All five active mandate states have an affordability exemption. If the lowest cost Bronze plan available to the individual, or the employee share of an employer-sponsored plan that meets minimum value, exceeds a set percentage of household income, the client qualifies for a mandate exemption and owes no penalty for uninsured months.

The threshold varies by state, but most are in the range of 8 to 8.5 percent of household income, tracking closely to the ACA's employer affordability threshold. For clients with minimum essential coverage through most of the year who had a short uninsured gap, the exemption may eliminate any penalty entirely.

The short-coverage-gap exemption is available in all five active mandate states. A gap of fewer than three consecutive months does not trigger a penalty. A client who was uninsured from February 1 through April 14 and enrolled effective April 15 has a gap of approximately 74 days, which in most years falls under the three-month exemption. A gap from February 1 through May 31 does not.

What short-term plans do not cover

Short-term limited duration health plans do not qualify as minimum essential coverage. They do not satisfy state individual mandates. A client in California, New Jersey, Massachusetts, DC, or Rhode Island who held only a short-term plan for the year is treated as uninsured for mandate purposes, regardless of how comprehensive the short-term plan's benefits were.

This is one of the most common mandate misunderstandings.
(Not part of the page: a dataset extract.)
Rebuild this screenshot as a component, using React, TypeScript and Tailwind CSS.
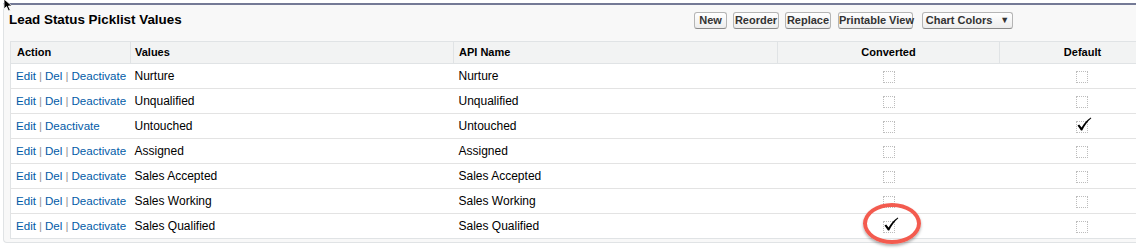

A client who was sold a short-term plan by a broker in a mandate state as an "affordable alternative" may receive a state tax penalty notice in addition to the federal-tax-time shock of learning the plan was not ACA-compliant. The short-term plan industry does not prominently disclose mandate non-compliance. Brokers who sell short-term plans in mandate states should document that the client was informed.

Tools like Quotit and Inshura do not surface state mandate exposure at the point of quoting. That analysis runs alongside the Marketplace quote, not inside it. The broker who walks a California client through a Bronze vs. Silver comparison without mentioning the mandate penalty has left an important data point out of the conversation.
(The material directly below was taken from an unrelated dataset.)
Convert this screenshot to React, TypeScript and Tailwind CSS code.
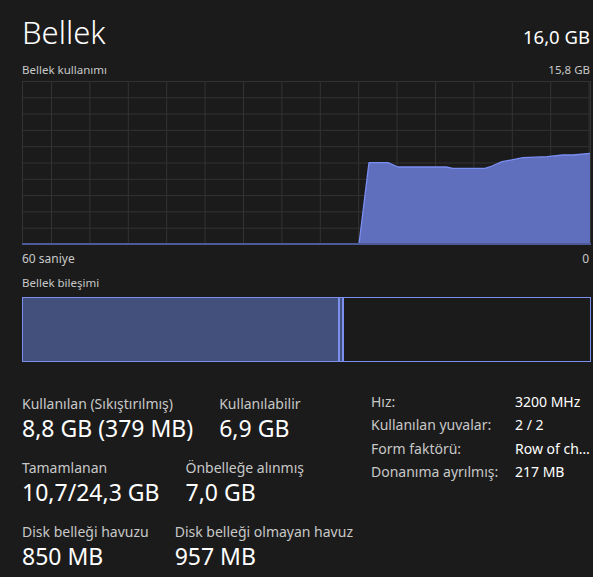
import React from 'react';

// ── Veriler ────────────────────────────────────────────────────────────────
const W = 568;
const H = 163;

const usage: [number, number][] = [
  [0, 163], [337, 163], [347, 81.7], [366, 81.7], [376, 86], [424, 86],
  [431, 87.3], [463, 87.3], [470, 85], [480, 80.7], [501, 76.7], [525, 75.7],
  [541, 74], [551, 74], [568, 72.3],
];

const stats = [
  [
    { label: 'Kullanılan (Sıkıştırılmış)', value: '8,8 GB (379 MB)' },
    { label: 'Kullanılabilir', value: '6,9 GB' },
  ],
  [
    { label: 'Tamamlanan', value: '10,7/24,3 GB' },
    { label: 'Önbelleğe alınmış', value: '7,0 GB' },
  ],
  [
    { label: 'Disk belleği havuzu', value: '850 MB' },
    { label: 'Disk belleği olmayan havuz', value: '957 MB' },
  ],
];

const details = [
  ['Hız:', '3200 MHz'],
  ['Kullanılan yuvalar:', '2 / 2'],
  ['Form faktörü:', 'Row of chips'],
  ['Donanıma ayrılmış:', '217 MB'],
];

// ── Grafik ─────────────────────────────────────────────────────────────────
const UsageChart = () => {
  const vLines = Array.from({ length: 15 }, (_, i) => 29.5 + i * 38.4);
  const hLines = Array.from({ length: 10 }, (_, i) => 0.5 + i * 16.3);
  const line = usage.map(([x, y]) => `${x},${y}`).join(' ');
  const area = `${line} ${W},${H}`;
  return (
    <svg width={W + 1} height={H + 1} viewBox={`0 0 ${W + 1} ${H + 1}`} className="block">
      {hLines.map((y) => (
        <line key={y} x1="0" x2={W} y1={y} y2={y} stroke="#333333" strokeWidth="1" />
      ))}
      {vLines.map((x) => (
        <line key={x} x1={x} x2={x} y1="0" y2={H} stroke="#333333" strokeWidth="1" />
      ))}
      <line x1="0.5" x2="0.5" y1="0" y2={H} stroke="#333333" />
      <line x1={W + 0.5} x2={W + 0.5} y1="0" y2={H} stroke="#333333" />
      <polygon points={area} fill="#5f6ebd" />
      <polyline points={line} fill="none" stroke="#7b8ef2" strokeWidth="1.3" strokeLinejoin="round" />
      <line x1="0" x2={W + 1} y1={H} y2={H} stroke="#4d5a9a" strokeWidth="2" />
    </svg>
  );
};

// ── Sayfa ──────────────────────────────────────────────────────────────────
export default function App() {
  return (
    <div
      className="w-[593px] h-[577px] overflow-hidden bg-[#1b1b1b] text-white pl-[22px] pr-[2px]"
      style={{ fontFamily: '"Noto Sans", "Open Sans", sans-serif' }}
    >
      {/* Başlık */}
      <div className="flex items-end justify-between pt-[7px] h-[52px]">
        <h1 className="text-[31px] leading-[40px] font-light">Bellek</h1>
        <span className="text-[18.5px] leading-[24px] mb-[3px] mr-[1px]">16,0 GB</span>
      </div>

      <div className="flex justify-between text-[11.5px] leading-[15px] text-[#c8c8c8] mt-[10px] mr-[1px]">
        <span>Bellek kullanımı</span>
        <span>15,8 GB</span>
      </div>

      <div className="mt-[4px]">
        <UsageChart />
      </div>

      <div className="flex justify-between text-[12px] leading-[15px] text-[#c8c8c8] mt-[6px] mr-[2px]">
        <span>60 saniye</span>
        <span>0</span>
      </div>

      {/* Bileşim */}
      <div className="text-[11.5px] leading-[15px] text-[#c8c8c8] mt-[9px]">Bellek bileşimi</div>
      <div className="mt-[7px] h-[65px] w-[569px] flex border border-[#7b8ff0]">
        <div className="w-[317px] h-full bg-[#44507c] border-r-2 border-[#7b8ff0]" />
        <div className="w-[4px] h-full bg-[#44507c] border-r-2 border-[#7b8ff0]" />
        <div className="flex-1" />
      </div>

      {/* Alt bölüm */}
      <div className="flex mt-[32px]">
        <div className="w-[349px] flex flex-col gap-[14px]">
          {stats.map((row, i) => (
            <div key={i} className="flex gap-[26px]">
              {row.map((s) => (
                <div key={s.label} className="flex flex-col">
                  <span className="text-[14px] leading-[19px] text-[#c8c8c8]">{s.label}</span>
                  <span className="text-[23px] leading-[31px]">{s.value}</span>
                </div>
              ))}
            </div>
          ))}
        </div>
        <div className="flex-1 flex flex-col text-[14px] leading-[23.3px] -mt-[4px]">
          {details.map(([k, v]) => (
            <div key={k} className="flex">
              <span className="w-[144px] text-[#c8c8c8] shrink-0">{k}</span>
              <span className="truncate w-[76px]">{v}</span>
            </div>
          ))}
        </div>
      </div>
    </div>
  );
}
The AEP audit brokers in mandate states should run

The state mandate penalty is assessed on a monthly basis. A client who was uninsured from January through March and enrolled April 1 has three months of potential penalty exposure. Most clients do not track this themselves.

Before AEP, brokers with books in mandate states can run a simple audit: pull the list of clients who had any coverage gap in the current plan year. For each, assess: (1) how many months were uninsured, (2) whether the short-gap exemption applies, (3) whether the affordability exemption applies based on the available plan data. Clients with more than three consecutive uninsured months and household income above the filing threshold have likely penalty exposure.
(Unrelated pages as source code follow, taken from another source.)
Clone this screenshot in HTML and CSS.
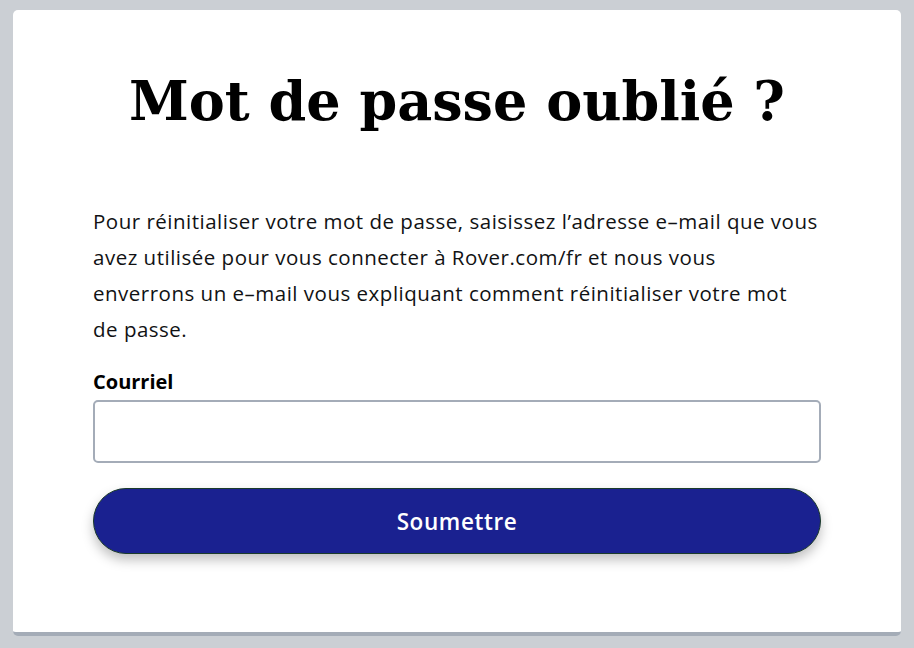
FILE: index.html
```html
<!DOCTYPE html>
<html lang="fr">
<head>
<meta charset="utf-8">
<link rel="stylesheet" href="styles.css">
</head>
<body>
<main class="card">
  <h1 class="title">Mot de passe oublié ?</h1>
  <p class="intro">Pour réinitialiser votre mot de passe, saisissez l’adresse e–mail que vous avez utilisée pour vous connecter à Rover.com/fr et nous vous enverrons un e–mail vous expliquant comment réinitialiser votre mot de&nbsp;passe.</p>
  <form class="form">
    <label class="label" for="email">Courriel</label>
    <input class="input" id="email" type="email">
    <button class="submit" type="button">Soumettre</button>
  </form>
</main>
</body>
</html>
```

FILE: styles.css
```css
html, body {
  margin: 0;
  padding: 0;
  background: #cbcfd4;
  height: 100%;
}
body {
  padding: 10px 13px 0 13px;
  box-sizing: border-box;
  font-family: "Open Sans", "Lato", sans-serif;
  color: #111214;
}
.card {
  background: #fff;
  border-radius: 5px;
  border-bottom: 4px solid #a4acb7;
  height: 622px;
  padding: 0 80px;
  box-sizing: content-box;
}
.title {
  margin: 0;
  padding-top: 59px;
  font-family: "DejaVu Serif", "Liberation Serif", serif;
  font-weight: 900;
  font-size: 54px;
  line-height: 64px;
  text-align: center;
  color: #000;
}
.intro {
  margin: 70px 0 0 0;
  font-size: 20.5px;
  line-height: 36px;
  letter-spacing: 0.5px;
  max-width: 728px;
}
.form {
  display: flex;
  flex-direction: column;
  margin-top: 22px;
}
.label {
  font-weight: 700;
  font-size: 20px;
  line-height: 26px;
  color: #000;
  margin-bottom: 5px;
}
.input {
  height: 63px;
  box-sizing: border-box;
  border: 2px solid #a4acb8;
  border-radius: 5px;
  font-size: 18px;
  padding: 0 12px;
  outline: none;
}
.submit {
  margin-top: 25px;
  height: 66px;
  border-radius: 33px;
  background: #1a2190;
  border: 1px solid #1b3b2a;
  color: #fff;
  font-family: "Open Sans", "Lato", sans-serif;
  font-size: 22.5px;
  font-weight: 600;
  letter-spacing: 0.6px;
  box-shadow: 0 6px 12px rgba(0,0,0,0.25);
}
```
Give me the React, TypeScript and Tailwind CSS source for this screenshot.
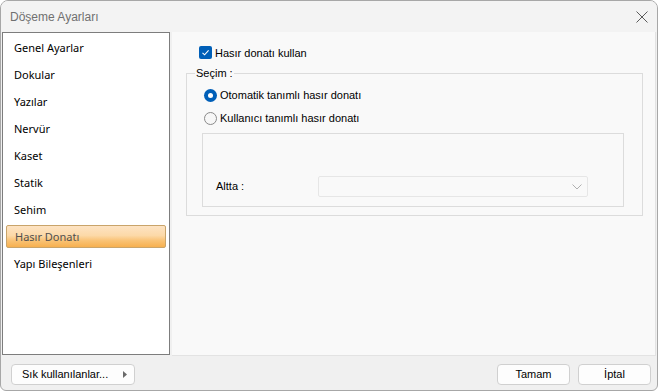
import React from "react";

const items = [
  "Genel Ayarlar",
  "Dokular",
  "Yazılar",
  "Nervür",
  "Kaset",
  "Statik",
  "Sehim",
  "Hasır Donatı",
  "Yapı Bileşenleri",
];

export default function App() {
  const sel = "Hasır Donatı";
  return (
    <div
      className="w-[658px] h-[391px] bg-[#f0f0f0] border border-[#a7a7a7] rounded-t-[8px] rounded-b-[6px] overflow-hidden flex flex-col text-black"
      style={{ fontFamily: '"Liberation Sans", Arial, sans-serif' }}
    >
      {/* title bar */}
      <div className="h-[31px] flex items-center justify-between pl-[9px] pr-[8px] bg-[#f3f3f3]">
        <span className="text-[12px] text-[#707070]">Döşeme Ayarları</span>
        <svg width="12" height="12" viewBox="0 0 12 12" className="mr-[1px]">
          <path d="M0.5 0.5 L11.5 11.5 M11.5 0.5 L0.5 11.5" stroke="#5a5a5a" strokeWidth="1" fill="none" />
        </svg>
      </div>

      {/* body */}
      <div className="h-[325px] flex gap-[2px] pl-[1px]">
        <div className="w-[168px] h-[323px] bg-white border border-[#7d7d7d] pt-[1px]">
          {items.map((it) => (
            <div key={it} className="h-[27px] py-[2px] pl-[3px] pr-[3px]">
              <div
                className={
                  "h-[23px] flex items-center pt-[1px] pl-[8px] text-[11px] " +
                  (it === sel
                    ? "border border-[#c9a46a] rounded-[2px] bg-[linear-gradient(to_bottom,#fde3c3_0%,#fcd9a8_45%,#f9c274_70%,#f7b04f_100%)] text-[#505050] pl-[7px]"
                    : "text-black")
                }
                style={{ fontFamily: '"Noto Sans", sans-serif' }}
              >
                {it}
              </div>
            </div>
          ))}
        </div>

        <div className="w-[484px] h-[324px] bg-[#f9f9f9] border-r border-b border-[#e3e3e3] pt-[14px] pl-[14px] pr-[12px] text-[11px]">
          {/* checkbox */}
          <div className="flex items-center h-[13px] pl-[13px] gap-[3px]">
            <span className="w-[13px] h-[13px] rounded-[2px] bg-[#005fb8] flex items-center justify-center">
              <svg width="9" height="9" viewBox="0 0 9 9">
                <path d="M1.5 4.8 L3.6 6.8 L7.6 2.4" stroke="#ffffff" strokeWidth="1.1" fill="none" />
              </svg>
            </span>
            <span className="pt-[1px]">Hasır donatı kullan</span>
          </div>

          {/* group box */}
          <div className="relative mt-[14px] h-[143px] border border-[#dcdcdc] pt-[15px] pl-[17px] pr-[18px]">
            <span className="absolute left-[8px] top-[-8px] bg-[#f9f9f9] px-[1px] leading-[14px]">Seçim :</span>
            <div className="flex items-center h-[13px] gap-[3px]">
              <span className="w-[13px] h-[13px] rounded-full bg-[#005fb8] flex items-center justify-center">
                <span className="w-[5px] h-[5px] rounded-full bg-white" />
              </span>
              <span>Otomatik tanımlı hasır donatı</span>
            </div>
            <div className="flex items-center h-[13px] gap-[3px] mt-[10px]">
              <span className="w-[13px] h-[13px] rounded-full border border-[#8a8a8a] bg-[#f7f7f7]" />
              <span>Kullanıcı tanımlı hasır donatı</span>
            </div>
            <div className="mt-[8px] ml-[-2px] w-[422px] h-[74px] border border-[#dcdcdc] flex items-end pb-[9px] pl-[13px]">
              <div className="flex items-center w-full">
                <span className="w-[102px]">Altta :</span>
                <div className="w-[270px] h-[21px] border border-[#e6e6e6] rounded-[2px] bg-[#f9f9f9] flex items-center justify-end pr-[5px]">
                  <svg width="10" height="6" viewBox="0 0 10 6">
                    <path d="M0.5 0.5 L5 5 L9.5 0.5" stroke="#b0b0b0" strokeWidth="1" fill="none" />
                  </svg>
                </div>
              </div>
            </div>
          </div>
        </div>
      </div>

      {/* bottom bar */}
      <div className="flex-1 flex items-start pt-[7px] pl-[10px] pr-[6px] text-[11px]">
        <div className="w-[124px] h-[21px] bg-[#fdfdfd] border border-[#d0d0d0] rounded-[4px] flex items-center justify-between pl-[10px] pr-[7px]">
          <span>Sık kullanılanlar...</span>
          <svg width="4" height="7" viewBox="0 0 4 7">
            <path d="M0 0 L4 3.5 L0 7 Z" fill="#6a6a6a" />
          </svg>
        </div>
        <div className="flex-1" />
        <div className="w-[73px] h-[21px] bg-[#fdfdfd] border border-[#d0d0d0] rounded-[4px] flex items-center justify-center">
          Tamam
        </div>
        <div className="w-[73px] h-[21px] ml-[8px] bg-[#fdfdfd] border border-[#d0d0d0] rounded-[4px] flex items-center justify-center">
          İptal
        </div>
      </div>
    </div>
  );
}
This conversation does not require a tax advisor. It requires the broker to know which state the client is in, what the mandate structure is, and whether the client had a gap. The subsidy calculation for clients who were previously told they did not qualify is also worth revisiting, since clients who went uninsured because they assumed they were ineligible may have been misinformed about the enhanced subsidies in effect since 2021.

The mandate penalty is not the reason to enroll a client in coverage. The coverage is. But in five jurisdictions, the penalty is real, it is assessed on the state tax return, and it is the kind of detail that determines whether a client calls their broker for guidance or learns about it from a CPA in April.

Frequently asked questions

Common questions about state individual health insurance mandates and how they apply in 2026.

Which states have an individual health insurance mandate with a penalty in 2026?

Five jurisdictions impose enforceable tax penalties for uninsured months in 2026: California, New Jersey, Massachusetts, the District of Columbia, and Rhode Island. Vermont has enacted a mandate requirement but has not implemented a penalty collection mechanism as of 2026, making it a mandate without active enforcement. The federal individual mandate penalty was reduced to zero effective January 1, 2019, under the Tax Cuts and Jobs Act, so these six jurisdictions are operating entirely under their own state authority.

How is California's individual mandate penalty calculated?

California assesses the greater of two calculations for each uninsured month. The first is 2.5 percent of household income above the California state filing threshold for the tax year, prorated by the number of uninsured months. The second is a flat dollar amount per household member, which the Franchise Tax Board adjusts each year for inflation. For 2025, the flat amounts were approximately $900 per adult and $450 per dependent under 18. The penalty is capped at the annual average premium for a Bronze plan available through Covered California. The Franchise Tax Board publishes the current year amounts before each filing season, and brokers should verify the active figures directly with the FTB rather than relying on prior year amounts.

How does Massachusetts calculate its individual mandate penalty differently from other states?

Massachusetts uses a structure tied to the cost of available coverage rather than income alone. The penalty is approximately 50 percent of the premium for the lowest cost qualifying plan available to the individual through the Massachusetts Health Connector during the months without coverage. This means the penalty varies significantly by age and plan tier. For a client who would have qualified for a zero-premium Silver plan through APTC, the penalty is effectively zero because the lowest cost qualifying plan had no out-of-pocket cost to them. For an unsubsidized client in their 50s, the penalty can reach $2,000 or more annually. The affordability exemption applies if the lowest cost qualifying plan would have exceeded a set percentage of household income.

What exemptions apply to state individual mandates?

Most active mandate states adopted exemptions that parallel or mirror the pre-2019 federal individual mandate exemptions. Common exemptions include: the affordability exemption (when the lowest cost Bronze plan or employer plan exceeds roughly 8 percent of household income, depending on the state's threshold), the short-coverage-gap exemption (fewer than three consecutive months uninsured), hardship exemptions (natural disasters, domestic violence, eviction, utility shutoff), religious conscience exemptions, and exemptions for income below the filing threshold. Non-citizen household members who are not eligible for Marketplace coverage are typically exempt from state mandate penalties. The specific exemption list and threshold percentages differ by state, so brokers should refer clients to their state's revenue authority for the applicable list.

Do state individual mandates apply to clients enrolled in short-term health plans?

In most cases, no. Short-term limited duration health plans do not qualify as minimum essential coverage under ACA Section 1302, and they do not satisfy state individual mandate requirements in mandate states. California has imposed additional state-level restrictions on short-term plans. New Jersey, Massachusetts, DC, and Rhode Island also do not count short-term plans as qualifying coverage for mandate purposes. A client who held only a short-term plan for the full year in a mandate state is treated as uninsured for mandate penalty purposes unless they qualify for an exemption. This is one of the frequently misunderstood consequences of short-term plan sales in mandate jurisdictions.